E-mail has come a long way in a short time. Its use has become so massive some business people believe it is robbing people of interpersonal skills. A few businesses even have started No E-Mail Fridays, as if it could be controlled like business-casual wardrobe.

Sara Radicati, president and CEO of the Radicati Group, a management consulting company, estimates the average business user gets about 100 e-mail messages a day, and the number keeps growing annually. “The number is spiraling, but the problem is people are putting the focus [of perceived communication problems] on e-mail erroneously,” she says. “If employees weren’t using e-mail, it would be something else—meetings, phone calls, letters.”

E-mail makes it so much easier for people to do their work, Radicati acknowledges, but it also takes time and effort away from other forms of communication. “It’s hard to judge, but putting the blame on e-mail is not the solution,” she says.

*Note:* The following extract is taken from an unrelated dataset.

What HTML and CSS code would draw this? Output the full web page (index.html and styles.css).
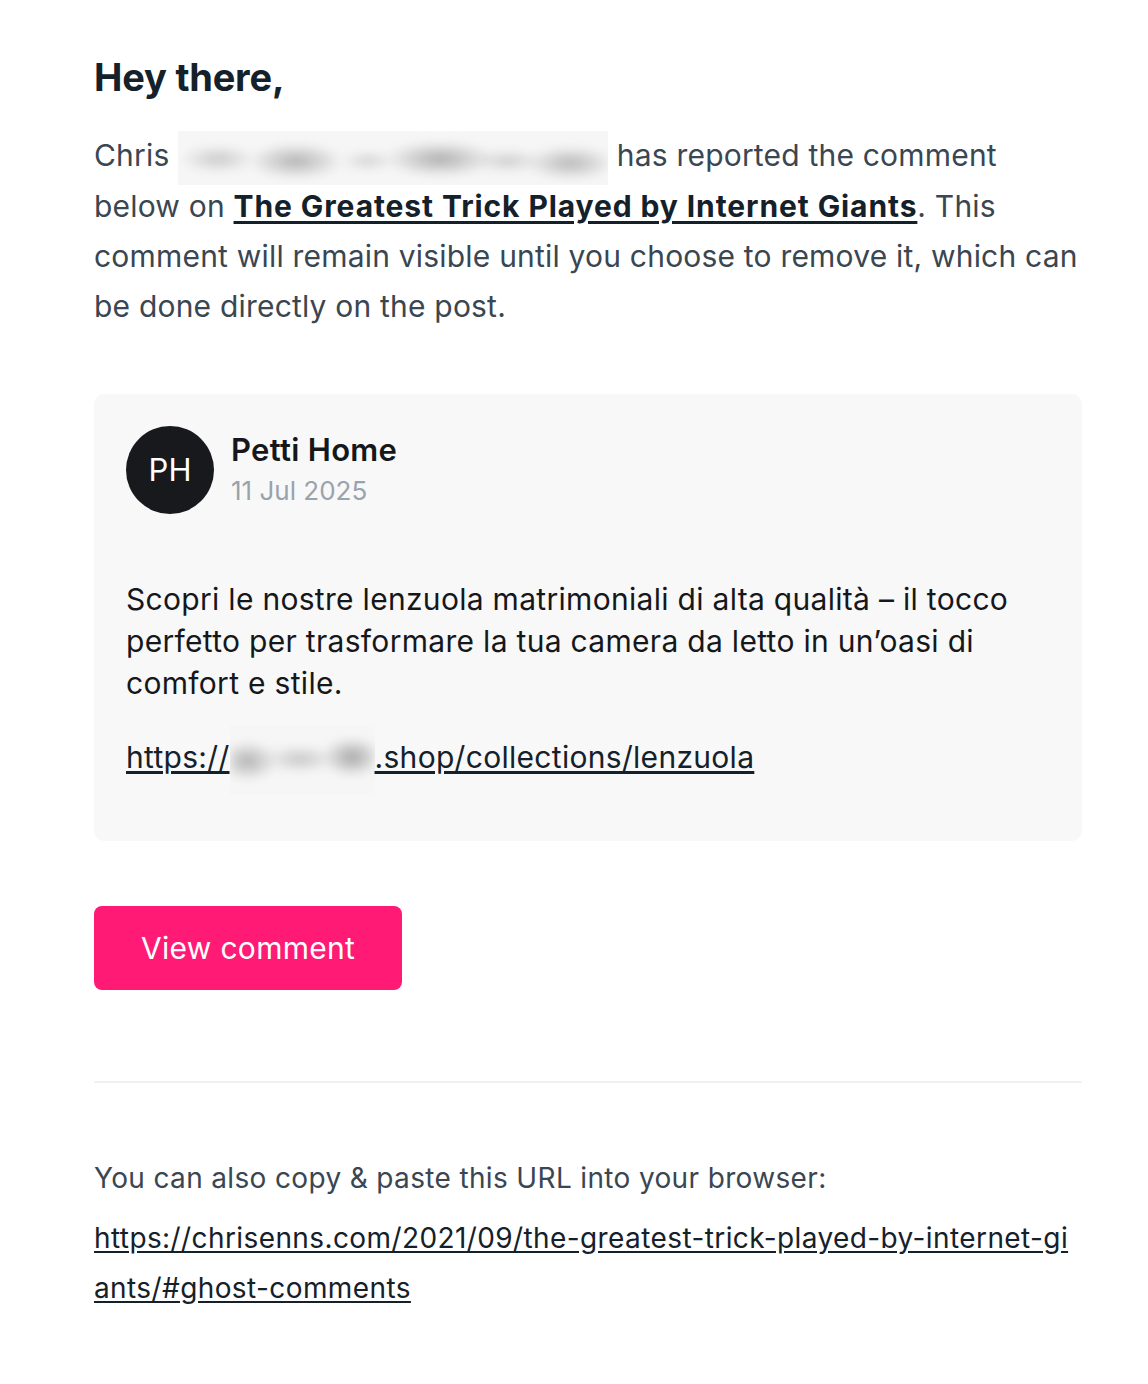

“E-mail is a critical customer communication, and being able to manage that in the underwriting and claims processes and not lose track of the documents is very important,” says Matt Josefowicz, director of insurance for the consultant Novarica.

Darwin Professional Underwriters is a relatively young company heading into its fifth year, according to Asensio. The carrier never has placed limits on mailbox size nor done anything to police e-mail, but over the last 13 months, Asensio claims the company’s e-mail volume has grown by 70 percent. Growing pains have been evident in several areas, but backing up the e-mail server has been particularly difficult. “E-mail is notoriously hard to back up,” he says. Darwin currently has a backup window that starts on Friday night and runs until about noon on Monday.

Asensio reports his company is in the process of addressing several e-mail issues, including record retention and space. “We’re looking at putting in an e-mail archive solution,” he says. Darwin has been researching the problem, meeting with vendors, going through demos, and trying to look at it not as an isolated problem but as storage management and record-retention issues. “We want to see whether we can make some headway into establishing the way we want to manage our storage while providing for record retention with better backups,” he says.